Copy out all the lines exactly. Omit pictures.

→ **DATA**:
════════════════

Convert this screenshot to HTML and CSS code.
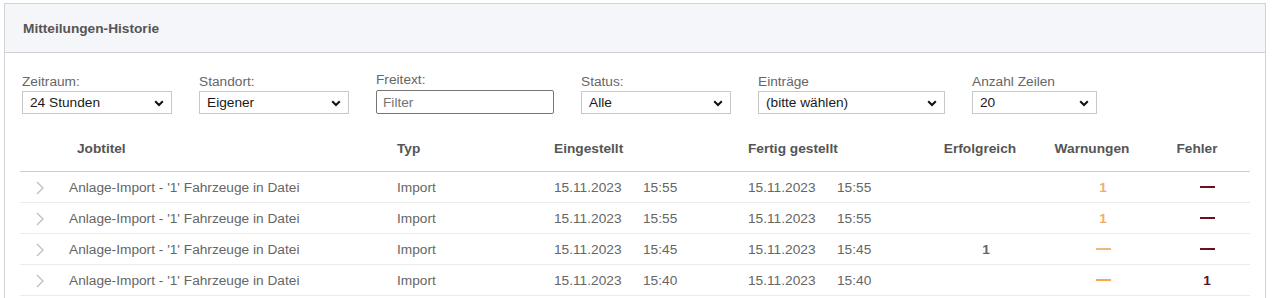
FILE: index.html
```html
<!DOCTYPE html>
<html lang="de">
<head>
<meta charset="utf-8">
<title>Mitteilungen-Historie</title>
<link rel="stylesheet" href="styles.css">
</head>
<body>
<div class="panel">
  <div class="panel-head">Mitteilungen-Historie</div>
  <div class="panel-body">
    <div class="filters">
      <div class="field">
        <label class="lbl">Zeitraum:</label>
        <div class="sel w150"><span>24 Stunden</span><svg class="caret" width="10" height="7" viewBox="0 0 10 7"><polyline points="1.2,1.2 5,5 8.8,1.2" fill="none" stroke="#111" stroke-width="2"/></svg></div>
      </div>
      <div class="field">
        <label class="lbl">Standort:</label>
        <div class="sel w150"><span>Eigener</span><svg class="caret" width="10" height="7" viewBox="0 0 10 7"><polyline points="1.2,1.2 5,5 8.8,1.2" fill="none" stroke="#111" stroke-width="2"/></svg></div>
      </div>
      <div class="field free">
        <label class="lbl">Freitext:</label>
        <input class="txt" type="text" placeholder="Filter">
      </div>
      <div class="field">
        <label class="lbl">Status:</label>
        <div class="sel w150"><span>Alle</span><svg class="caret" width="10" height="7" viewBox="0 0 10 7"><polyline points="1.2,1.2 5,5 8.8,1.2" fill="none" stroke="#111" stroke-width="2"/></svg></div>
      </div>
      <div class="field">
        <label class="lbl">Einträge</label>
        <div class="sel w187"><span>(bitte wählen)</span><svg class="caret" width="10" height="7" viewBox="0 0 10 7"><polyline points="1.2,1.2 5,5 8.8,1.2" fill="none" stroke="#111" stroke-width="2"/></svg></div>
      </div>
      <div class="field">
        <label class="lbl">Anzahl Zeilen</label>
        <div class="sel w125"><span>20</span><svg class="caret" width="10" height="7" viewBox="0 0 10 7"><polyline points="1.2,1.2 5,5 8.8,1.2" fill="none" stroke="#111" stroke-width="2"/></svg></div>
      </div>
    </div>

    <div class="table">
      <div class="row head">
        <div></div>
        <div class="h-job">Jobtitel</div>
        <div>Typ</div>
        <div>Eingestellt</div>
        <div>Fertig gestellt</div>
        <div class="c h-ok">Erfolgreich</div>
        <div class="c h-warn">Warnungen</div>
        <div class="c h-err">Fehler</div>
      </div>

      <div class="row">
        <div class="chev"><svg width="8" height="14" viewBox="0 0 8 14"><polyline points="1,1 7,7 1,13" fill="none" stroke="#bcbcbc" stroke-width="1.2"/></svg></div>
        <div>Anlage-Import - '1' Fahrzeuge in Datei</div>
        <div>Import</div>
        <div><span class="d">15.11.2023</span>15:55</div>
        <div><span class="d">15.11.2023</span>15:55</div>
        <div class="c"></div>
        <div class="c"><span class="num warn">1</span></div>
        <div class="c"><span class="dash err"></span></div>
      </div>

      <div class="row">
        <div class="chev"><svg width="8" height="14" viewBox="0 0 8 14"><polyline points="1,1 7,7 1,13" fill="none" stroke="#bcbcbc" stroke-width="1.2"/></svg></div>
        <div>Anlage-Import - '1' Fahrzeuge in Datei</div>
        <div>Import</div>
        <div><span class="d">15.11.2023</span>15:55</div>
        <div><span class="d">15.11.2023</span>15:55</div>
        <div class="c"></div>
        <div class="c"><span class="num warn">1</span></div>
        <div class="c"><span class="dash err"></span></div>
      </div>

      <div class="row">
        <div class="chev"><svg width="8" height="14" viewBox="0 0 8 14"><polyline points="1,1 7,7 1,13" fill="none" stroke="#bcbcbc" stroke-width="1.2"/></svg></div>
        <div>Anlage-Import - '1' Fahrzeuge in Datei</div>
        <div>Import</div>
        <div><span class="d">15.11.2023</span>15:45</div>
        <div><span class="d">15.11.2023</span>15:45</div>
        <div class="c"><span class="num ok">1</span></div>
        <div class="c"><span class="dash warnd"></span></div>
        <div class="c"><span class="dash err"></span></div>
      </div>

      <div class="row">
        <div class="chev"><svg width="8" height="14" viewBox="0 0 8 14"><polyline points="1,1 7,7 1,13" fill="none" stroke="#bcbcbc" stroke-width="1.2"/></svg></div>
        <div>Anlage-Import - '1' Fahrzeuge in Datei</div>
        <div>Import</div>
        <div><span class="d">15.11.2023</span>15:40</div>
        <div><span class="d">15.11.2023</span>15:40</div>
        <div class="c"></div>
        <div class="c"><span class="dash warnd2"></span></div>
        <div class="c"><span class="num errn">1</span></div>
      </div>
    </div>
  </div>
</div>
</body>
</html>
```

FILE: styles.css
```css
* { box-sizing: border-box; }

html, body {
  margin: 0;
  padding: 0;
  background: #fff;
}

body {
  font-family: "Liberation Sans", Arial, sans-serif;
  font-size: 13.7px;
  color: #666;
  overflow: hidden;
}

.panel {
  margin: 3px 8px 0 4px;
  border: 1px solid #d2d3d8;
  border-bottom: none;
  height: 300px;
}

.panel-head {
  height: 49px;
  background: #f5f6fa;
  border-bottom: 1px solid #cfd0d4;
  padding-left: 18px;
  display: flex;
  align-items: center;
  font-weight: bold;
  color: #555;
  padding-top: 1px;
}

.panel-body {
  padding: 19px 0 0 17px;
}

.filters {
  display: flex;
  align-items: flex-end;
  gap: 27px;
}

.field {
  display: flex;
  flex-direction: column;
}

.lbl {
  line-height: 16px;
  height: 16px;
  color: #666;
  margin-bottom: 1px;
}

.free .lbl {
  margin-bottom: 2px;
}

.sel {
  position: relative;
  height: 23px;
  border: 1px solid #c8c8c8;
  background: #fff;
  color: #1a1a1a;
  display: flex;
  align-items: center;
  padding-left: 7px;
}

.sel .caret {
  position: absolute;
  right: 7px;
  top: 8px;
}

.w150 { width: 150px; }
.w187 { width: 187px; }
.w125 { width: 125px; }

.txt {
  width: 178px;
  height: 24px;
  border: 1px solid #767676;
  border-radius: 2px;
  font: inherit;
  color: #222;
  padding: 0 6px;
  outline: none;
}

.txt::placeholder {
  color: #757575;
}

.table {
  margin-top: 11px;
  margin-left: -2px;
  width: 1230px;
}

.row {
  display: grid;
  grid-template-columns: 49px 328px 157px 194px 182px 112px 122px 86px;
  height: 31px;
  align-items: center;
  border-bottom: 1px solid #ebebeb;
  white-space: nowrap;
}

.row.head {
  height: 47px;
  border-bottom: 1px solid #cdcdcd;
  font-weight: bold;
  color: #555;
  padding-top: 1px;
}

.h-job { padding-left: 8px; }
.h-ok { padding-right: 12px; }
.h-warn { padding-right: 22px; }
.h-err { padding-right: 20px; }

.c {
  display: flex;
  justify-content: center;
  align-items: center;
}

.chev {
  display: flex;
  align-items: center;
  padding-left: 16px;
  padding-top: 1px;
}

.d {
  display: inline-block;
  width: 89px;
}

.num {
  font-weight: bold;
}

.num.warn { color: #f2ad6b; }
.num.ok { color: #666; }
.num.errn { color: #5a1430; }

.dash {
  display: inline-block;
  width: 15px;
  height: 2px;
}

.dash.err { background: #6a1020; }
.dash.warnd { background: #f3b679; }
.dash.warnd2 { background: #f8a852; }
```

════════════════

→ **ANSWER TO THIS TASK**:
Convert this screenshot to HTML and CSS code.
FILE: index.html
```html
<!DOCTYPE html>
<html lang="de">
<head>
<meta charset="utf-8">
<title>Mitteilungen-Historie</title>
<link rel="stylesheet" href="styles.css">
</head>
<body>
<div class="panel">
  <div class="panel-head">Mitteilungen-Historie</div>
  <div class="panel-body">
    <div class="filters">
      <div class="field">
        <label class="lbl">Zeitraum:</label>
        <div class="sel w150"><span>24 Stunden</span><svg class="caret" width="10" height="7" viewBox="0 0 10 7"><polyline points="1.2,1.2 5,5 8.8,1.2" fill="none" stroke="#111" stroke-width="2"/></svg></div>
      </div>
      <div class="field">
        <label class="lbl">Standort:</label>
        <div class="sel w150"><span>Eigener</span><svg class="caret" width="10" height="7" viewBox="0 0 10 7"><polyline points="1.2,1.2 5,5 8.8,1.2" fill="none" stroke="#111" stroke-width="2"/></svg></div>
      </div>
      <div class="field free">
        <label class="lbl">Freitext:</label>
        <input class="txt" type="text" placeholder="Filter">
      </div>
      <div class="field">
        <label class="lbl">Status:</label>
        <div class="sel w150"><span>Alle</span><svg class="caret" width="10" height="7" viewBox="0 0 10 7"><polyline points="1.2,1.2 5,5 8.8,1.2" fill="none" stroke="#111" stroke-width="2"/></svg></div>
      </div>
      <div class="field">
        <label class="lbl">Einträge</label>
        <div class="sel w187"><span>(bitte wählen)</span><svg class="caret" width="10" height="7" viewBox="0 0 10 7"><polyline points="1.2,1.2 5,5 8.8,1.2" fill="none" stroke="#111" stroke-width="2"/></svg></div>
      </div>
      <div class="field">
        <label class="lbl">Anzahl Zeilen</label>
        <div class="sel w125"><span>20</span><svg class="caret" width="10" height="7" viewBox="0 0 10 7"><polyline points="1.2,1.2 5,5 8.8,1.2" fill="none" stroke="#111" stroke-width="2"/></svg></div>
      </div>
    </div>

    <div class="table">
      <div class="row head">
        <div></div>
        <div class="h-job">Jobtitel</div>
        <div>Typ</div>
        <div>Eingestellt</div>
        <div>Fertig gestellt</div>
        <div class="c h-ok">Erfolgreich</div>
        <div class="c h-warn">Warnungen</div>
        <div class="c h-err">Fehler</div>
      </div>

      <div class="row">
        <div class="chev"><svg width="8" height="14" viewBox="0 0 8 14"><polyline points="1,1 7,7 1,13" fill="none" stroke="#bcbcbc" stroke-width="1.2"/></svg></div>
        <div>Anlage-Import - '1' Fahrzeuge in Datei</div>
        <div>Import</div>
        <div><span class="d">15.11.2023</span>15:55</div>
        <div><span class="d">15.11.2023</span>15:55</div>
        <div class="c"></div>
        <div class="c"><span class="num warn">1</span></div>
        <div class="c"><span class="dash err"></span></div>
      </div>

      <div class="row">
        <div class="chev"><svg width="8" height="14" viewBox="0 0 8 14"><polyline points="1,1 7,7 1,13" fill="none" stroke="#bcbcbc" stroke-width="1.2"/></svg></div>
        <div>Anlage-Import - '1' Fahrzeuge in Datei</div>
        <div>Import</div>
        <div><span class="d">15.11.2023</span>15:55</div>
        <div><span class="d">15.11.2023</span>15:55</div>
        <div class="c"></div>
        <div class="c"><span class="num warn">1</span></div>
        <div class="c"><span class="dash err"></span></div>
      </div>

      <div class="row">
        <div class="chev"><svg width="8" height="14" viewBox="0 0 8 14"><polyline points="1,1 7,7 1,13" fill="none" stroke="#bcbcbc" stroke-width="1.2"/></svg></div>
        <div>Anlage-Import - '1' Fahrzeuge in Datei</div>
        <div>Import</div>
        <div><span class="d">15.11.2023</span>15:45</div>
        <div><span class="d">15.11.2023</span>15:45</div>
        <div class="c"><span class="num ok">1</span></div>
        <div class="c"><span class="dash warnd"></span></div>
        <div class="c"><span class="dash err"></span></div>
      </div>

      <div class="row">
        <div class="chev"><svg width="8" height="14" viewBox="0 0 8 14"><polyline points="1,1 7,7 1,13" fill="none" stroke="#bcbcbc" stroke-width="1.2"/></svg></div>
        <div>Anlage-Import - '1' Fahrzeuge in Datei</div>
        <div>Import</div>
        <div><span class="d">15.11.2023</span>15:40</div>
        <div><span class="d">15.11.2023</span>15:40</div>
        <div class="c"></div>
        <div class="c"><span class="dash warnd2"></span></div>
        <div class="c"><span class="num errn">1</span></div>
      </div>
    </div>
  </div>
</div>
</body>
</html>
```

FILE: styles.css
```css
* { box-sizing: border-box; }

html, body {
  margin: 0;
  padding: 0;
  background: #fff;
}

body {
  font-family: "Liberation Sans", Arial, sans-serif;
  font-size: 13.7px;
  color: #666;
  overflow: hidden;
}

.panel {
  margin: 3px 8px 0 4px;
  border: 1px solid #d2d3d8;
  border-bottom: none;
  height: 300px;
}

.panel-head {
  height: 49px;
  background: #f5f6fa;
  border-bottom: 1px solid #cfd0d4;
  padding-left: 18px;
  display: flex;
  align-items: center;
  font-weight: bold;
  color: #555;
  padding-top: 1px;
}

.panel-body {
  padding: 19px 0 0 17px;
}

.filters {
  display: flex;
  align-items: flex-end;
  gap: 27px;
}

.field {
  display: flex;
  flex-direction: column;
}

.lbl {
  line-height: 16px;
  height: 16px;
  color: #666;
  margin-bottom: 1px;
}

.free .lbl {
  margin-bottom: 2px;
}

.sel {
  position: relative;
  height: 23px;
  border: 1px solid #c8c8c8;
  background: #fff;
  color: #1a1a1a;
  display: flex;
  align-items: center;
  padding-left: 7px;
}

.sel .caret {
  position: absolute;
  right: 7px;
  top: 8px;
}

.w150 { width: 150px; }
.w187 { width: 187px; }
.w125 { width: 125px; }

.txt {
  width: 178px;
  height: 24px;
  border: 1px solid #767676;
  border-radius: 2px;
  font: inherit;
  color: #222;
  padding: 0 6px;
  outline: none;
}

.txt::placeholder {
  color: #757575;
}

.table {
  margin-top: 11px;
  margin-left: -2px;
  width: 1230px;
}

.row {
  display: grid;
  grid-template-columns: 49px 328px 157px 194px 182px 112px 122px 86px;
  height: 31px;
  align-items: center;
  border-bottom: 1px solid #ebebeb;
  white-space: nowrap;
}

.row.head {
  height: 47px;
  border-bottom: 1px solid #cdcdcd;
  font-weight: bold;
  color: #555;
  padding-top: 1px;
}

.h-job { padding-left: 8px; }
.h-ok { padding-right: 12px; }
.h-warn { padding-right: 22px; }
.h-err { padding-right: 20px; }

.c {
  display: flex;
  justify-content: center;
  align-items: center;
}

.chev {
  display: flex;
  align-items: center;
  padding-left: 16px;
  padding-top: 1px;
}

.d {
  display: inline-block;
  width: 89px;
}

.num {
  font-weight: bold;
}

.num.warn { color: #f2ad6b; }
.num.ok { color: #666; }
.num.errn { color: #5a1430; }

.dash {
  display: inline-block;
  width: 15px;
  height: 2px;
}

.dash.err { background: #6a1020; }
.dash.warnd { background: #f3b679; }
.dash.warnd2 { background: #f8a852; }
```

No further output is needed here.